The Council of State needed a labor population. They needed people who were numerous, already subjugated, with no political allies, no legal standing, and no ability to resist transportation.
They looked at Munster.
The decree issued in 1655 — documented in the Thurloe State Papers, the official correspondence archive of Secretary of State John Thurloe — ordered the seizure of 1,000 Irish women and 1,000 Irish youths from the province of Munster for transportation to Jamaica.
The language used was "indentured servitude." The reality documented in the same archive was forced seizure. There were no contracts. There were no terms of release. Many of the people transported had no documentation of any kind — which was, by design, the point. A person with no papers has no legal identity. A person with no legal identity cannot make a claim.

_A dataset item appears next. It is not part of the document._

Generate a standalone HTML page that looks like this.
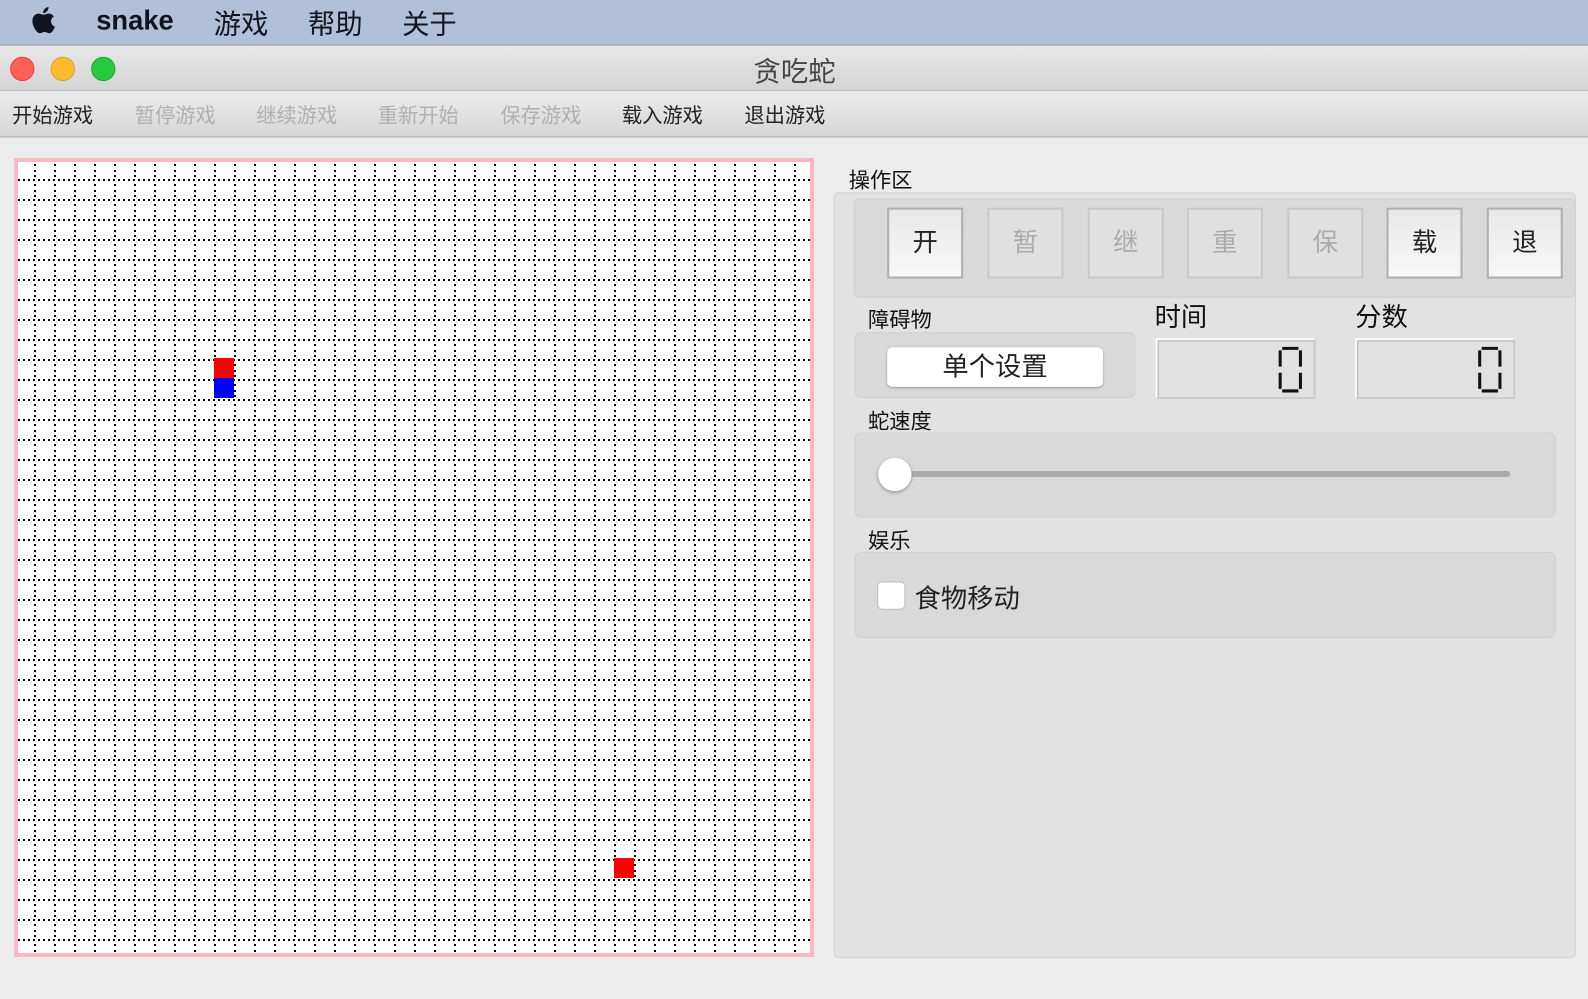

| Phase | Location | Penn's Action | Strategic Goal |
|---|---|---|---|
| 1644–1652 | Kinsale, Ireland | Naval blockade — sealed southern ports | Eliminate Royalist naval threat, enable Cromwellian conquest |
| May 1655 | Jamaica | Amphibious assault on Spanish colony | Seize Caribbean territory for the Republic |
| 1655–1660 | Munster to Jamaica | Facilitated forced transportation | Populate new colony with subjugated labor |
Between 1655 and 1660, historical estimates place the total number of Irish people transported to the West Indies — primarily Jamaica and Barbados — at between 10,000 and 12,000. The majority came from Munster. The mortality rate on Jamaican plantations in this period was documented at nearly 50% within the first three years of arrival.
The Commonwealth government had solved its "superfluous Irish" problem and populated its new colony in a single operation. The architect of the Irish naval campaign and the Jamaican conquest was the same man.
Penn had blockaded the ports that starved Munster into submission. Penn had captured the island that needed populating. The pipeline ran through him from beginning to end.